J-P. P. : C’est un peu embarrassant de le formuler dans ces termes car ça peut apparaître simpliste, mais les gens simples doivent une manière simple de penser. Plus les gens ont de choses et de secrets à cacher, et plus ils nous paraissent ombrageux, mais l’inverse est aussi vrai. Regardez la scène d’ouverture de la série (celle où la puce est retrouvée dans un petit pot pour bébé dans une école maternelle) : c’est un endroit d’une parfaite innocence, alors quoi de mieux que de travailler avec une lumière naturelle et frontale?

A. M. : D’un autre côté, le challenge le plus excitant, c’était de réussir à créer du suspens en plein jour. On parle ici aussi de gens qui commettent des crimes en pleines heures de bureau, comme dans L’argent de Robert Bresson.

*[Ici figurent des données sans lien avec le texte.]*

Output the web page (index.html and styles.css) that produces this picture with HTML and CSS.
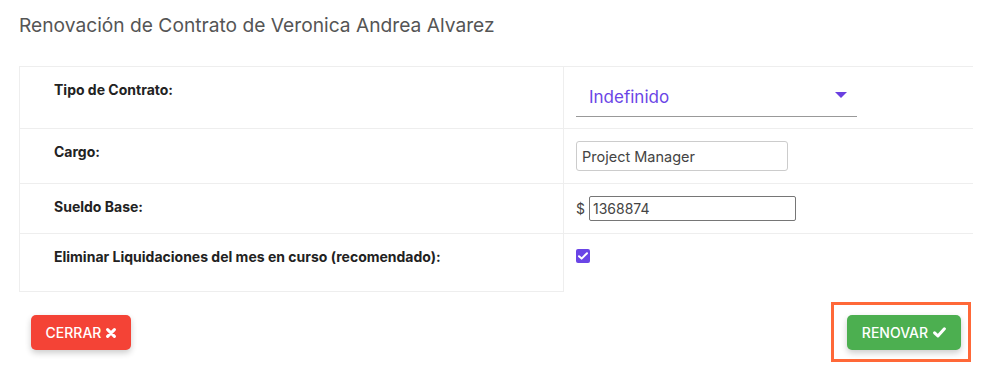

La série est construite autour de trois histoires, chacune portée par un rôle féminin fort. Ce choix de confier ces rôles pivots à des héroïnes prend un sens tout particulier dans un milieu du crime financier fortement connoté comme un monde d’hommes.

A. M. : C’est avant tout venu parce que j’ai écrit les rôles pour des actrices avec qui j’avais envie de tourner et que je voulais absolument. Mais c’est évident que ça m’a permis d’être plus à l’aise dans mon écriture. En tant qu’autrice, je suis toujours à la recherche de suspens et d’intensité dramatique. Et une femme qui entre dans un monde si masculin a toujours plus à perdre qu’un homme.

En parallèle de la projection de Transport, le festival Series Mania met un accent particulier sur la création finlandaise, notamment par la présentation d’une dizaine de projets en cours de développement au forum professionnel. Pensez-vous qu’on puisse parler d’un boom des séries finlandaises ou est-ce simplement l’ensemble de l’Europe qui se met à jour et rattrape le temps perdu?

A. M. : Je pense que c’était avant tout un regain d’intérêt. On a toujours été plus ou moins dans l’ombre, et peut-être que maintenant c’est notre tour! Nos voisins ont déjà eu le droit à leur moment, et je pense que maintenant c’est à nous de jouer.

J-P. P. : La Finlande a déjà fait cet effort du côté du cinéma, notamment avec Juho, pour rattraper le reste des pays nordiques, et le reste de l’Europe. Et maintenant les séries suivent le pas.

Prochainement diffusée en Finlande sur la chaîne publique YLE, Transport n’a pour l’heure par encore de diffuseur français.